Worse than religious fanaticism

The young women in the Parisian suburbs, who relate their everyday lives in BondyBlog, believe that "executive mom" and "feminist" role models are no longer appropriate in today's world. Interviewed in Le Monde, they assert that "feminists no longer encourage us to dream of a better world. Theirs is a backward-looking, negative agenda, which always stigmatises men as the selfish holders of power," complains Faïza, aged 26.

"Today feminism is worse than religious fanaticism. It is almost an extremist doctrine," agrees Widad, age 24, who notes that "a man who dares to contradict the dogma imposed by feminist orthodoxy will be immediately dubbed a 'macho', while women traitors, who don't agree with feminist concepts are automatically dismissed as 'submissives'".

Towards an end to 'male servitude'?

In Germany, Tageszeitung (TAZ) reports on increasing hostility to feminism in the press in recent years.

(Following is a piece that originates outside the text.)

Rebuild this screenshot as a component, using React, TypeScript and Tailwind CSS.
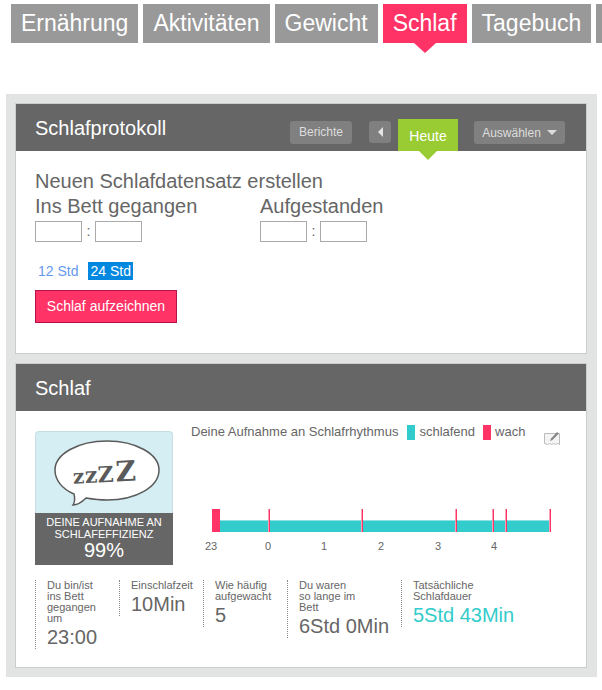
const TABS = ["Ernährung", "Aktivitäten", "Gewicht", "Schlaf", "Tagebuch"];

const STATS = [
  { lines: ["Du bin/ist", "ins Bett", "gegangen", "um"], value: "23:00" },
  { lines: ["Einschlafzeit"], value: "10Min" },
  { lines: ["Wie häufig", "aufgewacht"], value: "5" },
  { lines: ["Du waren", "so lange im", "Bett"], value: "6Std 0Min" },
  { lines: ["Tatsächliche", "Schlafdauer"], value: "5Std 43Min", teal: true },
];

// awake marks on the sleep bar, in px from the left of the bar
const TICKS = [56, 148.5, 243, 280, 293, 337];
const HOURS = [
  { label: "23", w: "w-[60px]" },
  { label: "0", w: "w-[56px]" },
  { label: "1", w: "w-[57px]" },
  { label: "2", w: "w-[57px]" },
  { label: "3", w: "w-[56px]" },
  { label: "4", w: "w-[20px]" },
];

function Tabs() {
  return (
    <nav className="flex gap-[5px] pl-[11px] pt-[4px] w-[700px]">
      {TABS.map((t) => (
        <div
          key={t}
          className={`relative h-[39px] px-[10px] text-[23px] leading-[39px] text-white shrink-0 ${
            t === "Schlaf" ? "bg-[#ff3366]" : "bg-[#999999]"
          }`}
        >
          {t}
          {t === "Schlaf" && (
            <span className="absolute left-1/2 top-full -ml-[11px] border-x-[11px] border-t-[10px] border-x-transparent border-t-[#ff3366]" />
          )}
        </div>
      ))}
      {/* next tab, cut off by the window edge */}
      <div className="h-[39px] w-[40px] shrink-0 bg-[#999999]" />
    </nav>
  );
}

function Header({ title, children }: { title: string; children?: React.ReactNode }) {
  return (
    <div className="flex h-[47px] bg-[#666666] text-white">
      <h2 className="pl-[19px] pt-[14px] text-[20px] leading-[20px] font-normal">{title}</h2>
      {children}
    </div>
  );
}

function TimeField({ label, className }: { label: string; className?: string }) {
  return (
    <div className={className}>
      <div className="text-[20px] leading-[20px]">{label}</div>
      <div className="flex items-center mt-[5px]">
        <div className="w-[47px] h-[21px] border border-[#aaaaaa] bg-white" />
        <span className="w-[13px] text-center text-[14px] leading-[21px]">:</span>
        <div className="w-[47px] h-[21px] border border-[#aaaaaa] bg-white" />
      </div>
    </div>
  );
}

function LogCard() {
  return (
    <section className="border border-[#cccccc] bg-white h-[251px]">
      <Header title="Schlafprotokoll">
        <div className="ml-auto flex items-start pr-[21px]">
          <div className="mt-[17px] h-[23px] w-[62px] rounded-[3px] bg-[#808080] text-center text-[12px] leading-[22px] text-[#dddddd]">
            Berichte
          </div>
          <div className="ml-[17px] mt-[17px] flex h-[22px] w-[22px] items-center justify-center rounded-[3px] bg-[#808080]">
            <span className="border-y-[5px] border-r-[5px] border-y-transparent border-r-[#e5e5e5]" />
          </div>
          <div className="relative ml-[7px] mt-[15px] h-[32px] w-[60px] bg-[#99cc33] pt-[8px] text-center text-[14px] leading-[18px]">
            Heute
            <span className="absolute left-1/2 top-full -ml-[9px] border-x-[9px] border-t-[9px] border-x-transparent border-t-[#99cc33]" />
          </div>
          <div className="ml-[16px] mt-[17px] flex h-[23px] w-[91px] items-center justify-center gap-[6px] rounded-[3px] bg-[#808080] text-[12px] text-[#dddddd]">
            Auswählen
            <span className="border-x-[5px] border-t-[5px] border-x-transparent border-t-[#dddddd]" />
          </div>
        </div>
      </Header>
      <div className="pl-[19px] pt-[20px] text-[#666666]">
        <div className="text-[20px] leading-[20px] mb-[5px]">Neuen Schlafdatensatz erstellen</div>
        <div className="flex">
          <TimeField label="Ins Bett gegangen" className="w-[225px]" />
          <TimeField label="Aufgestanden" />
        </div>
        <div className="mt-[20px] flex items-center text-[14px] leading-[18px]">
          <span className="ml-[3px] text-[#6699ee]">12 Std</span>
          <span className="ml-[10px] bg-[#0088e0] px-[2px] text-white">24 Std</span>
        </div>
        <button
          type="button"
          className="mt-[10px] block h-[33px] w-[142px] border border-[#b3124a] bg-[#ff3366] text-center text-[14px] text-white"
        >
          Schlaf aufzeichnen
        </button>
      </div>
    </section>
  );
}

function EfficiencyTile() {
  return (
    <div className="w-[138px] shrink-0">
      <div className="h-[82px] rounded-t-[4px] border border-b-0 border-[#c8dde3] bg-[#d5eef4]">
        <svg width="136" height="81" viewBox="0 0 136 81" fill="none">
          <path
            d="M71 9 C100 9 123 22 123 38 C123 55 100 68 71 68 C63 68 56 67 50 66 C46 70 42 73 37 73 C39 70 39 66 38 62 C26 57 19 48 19 38 C19 22 42 9 71 9 Z"
            stroke="#5a5a5a"
            strokeWidth="1.500"
            fill="#ffffff"
          />
          <g transform="rotate(-3 70 48)" fill="#5a5a5a" fontFamily="'DejaVu Serif', serif" fontWeight="700">
            <text x="37" y="50" fontSize="20">z</text>
            <text x="49" y="50" fontSize="22">z</text>
            <text x="62" y="50" fontSize="22">Z</text>
            <text x="80" y="50" fontSize="28">Z</text>
          </g>
        </svg>
      </div>
      <div className="h-[52px] bg-[#666666] pt-[3px] text-center text-white">
        <div className="text-[11px] leading-[12px]">
          DEINE AUFNAHME AN
          <br />
          SCHLAFEFFIZIENZ
        </div>
        <div className="text-[20px] leading-[21px]">99%</div>
      </div>
    </div>
  );
}

function SleepChart() {
  return (
    <div className="ml-[18px] flex-1">
      <div className="-mt-[7px] flex items-start text-[13px] leading-[15px] text-[#666666]">
        <span>Deine Aufnahme an Schlafrhythmus</span>
        <span className="ml-[9px] mt-[1px] h-[15px] w-[8px] bg-[#33cccc]" />
        <span className="ml-[4px]">schlafend</span>
        <span className="ml-[8px] mt-[1px] h-[15px] w-[8px] bg-[#ff3366]" />
        <span className="ml-[4px]">wach</span>
        <svg className="ml-[19px] mt-[7px]" width="17" height="15" viewBox="0 0 17 15" fill="none">
          <path d="M.5 2.500h15v11l-2-1-2 1-2-1-2 1-2-1-2 1-3-1z" fill="#f4f4f4" stroke="#bbbbbb" />
          <path d="M6 10l1-2.500L13 1l2 1.500-6.500 6.500z" fill="#888888" />
        </svg>
      </div>
      <div className="relative ml-[21px] mt-[63px] h-[23px] w-[339px]">
        <div className="absolute left-0 top-0 h-[23px] w-[8px] bg-[#ff3366]" />
        <div className="absolute left-[8px] bottom-0 h-[12px] w-[330px] border-t border-[#8fe0e0] bg-[#33cccc]" />
        {TICKS.map((x) => (
          <span
            key={x}
            className="absolute top-0 h-[23px] w-[2px] border-l border-[#ff9db5] bg-[#ff3366]"
            style={{ left: x }}
          />
        ))}
      </div>
      <div className="ml-[14px] mt-[8px] flex text-[11px] leading-[12px] text-[#666666]">
        {HOURS.map((h) => (
          <span key={h.label} className={h.w}>
            {h.label}
          </span>
        ))}
      </div>
    </div>
  );
}

function Stats() {
  return (
    <div className="flex items-start mt-[15px]">
      {STATS.map((s) => (
        <div
          key={s.value}
          className="border-l border-dotted border-[#888888] pl-[11px] w-[84px] shrink-0 last:w-auto [&:nth-child(4)]:w-[114px]"
        >
          <div className="text-[11px] leading-[11px] text-[#666666]">
            {s.lines.map((l) => (
              <div key={l}>{l}</div>
            ))}
          </div>
          <div
            className={`whitespace-nowrap text-[20px] leading-[23px] mt-[2px] ${
              s.teal ? "text-[#33cccc]" : "text-[#666666]"
            }`}
          >
            {s.value}
          </div>
        </div>
      ))}
    </div>
  );
}

function SleepCard() {
  return (
    <section className="mt-[9px] h-[305px] border border-[#cccccc] bg-white">
      <Header title="Schlaf" />
      <div className="px-[19px] pt-[20px]">
        <div className="flex">
          <EfficiencyTile />
          <SleepChart />
        </div>
        <Stats />
      </div>
    </section>
  );
}

export default function App() {
  return (
    <div className="h-[690px] w-[602px] overflow-hidden bg-white font-['Liberation_Sans',Arial,sans-serif]">
      <Tabs />
      <main className="ml-[6px] mt-[51px] w-[591px] bg-[#e2e4e3] pb-[9px] pl-[9px] pr-[10px] pt-[9px]">
        <LogCard />
        <SleepCard />
      </main>
    </div>
  );
}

It began in 2007 with a Spiegel attack on "the authoritarian teaching of gender which aimed 'to transform little boys into critics of their sex'". This was followed by a Frankfurter Allgemeine Zeitung campaign against "the logic adopted by the feminist lobby," which places loyal feminists in key jobs in a bid to bring about "a sex change in politics."

The weekly Focus has been accused of regularly referring to men as the "weakened sex," which TAZ believes will pave the way for a new civil rights movement. These publications are clearly sympathetic to the "men against feminism movement," which the Berlin daily reports has launched a number of initiatives to cancel measures designed to raise the status of women. These include a campaign by the Young Liberals party, which "demands an end to 'male' servitude, the scrapping of German laws on gender, as well as a number of UN resolutions and several passages in European treaties which establish quotas for women."

European Union

Tackling gender-based violence

At a meeting on 8 March, European employment and social affairs ministers will take "a first step" towards the creation of a European observatory on gender-based violence, reports El Periódico. The project launched "on initiative of the Spanish EU Presidency" will break new ground, even if it has yet to "result in the creation of a specific body," points out the Barcelona daily. It will include provision for the definition and monitoring of "common indicators" by two existing institutions, the European Institute for Gender Equality and the European Union Agency for Fundamental Rights, and a single European "helpline" to provide assistance and information to the victims of this type of violence. However, the newspaper notes that a plan to ensure that barring orders "are valid in all the countries" of the EU has been derailed by legal issues over how it can be applied in various national jurisdictions.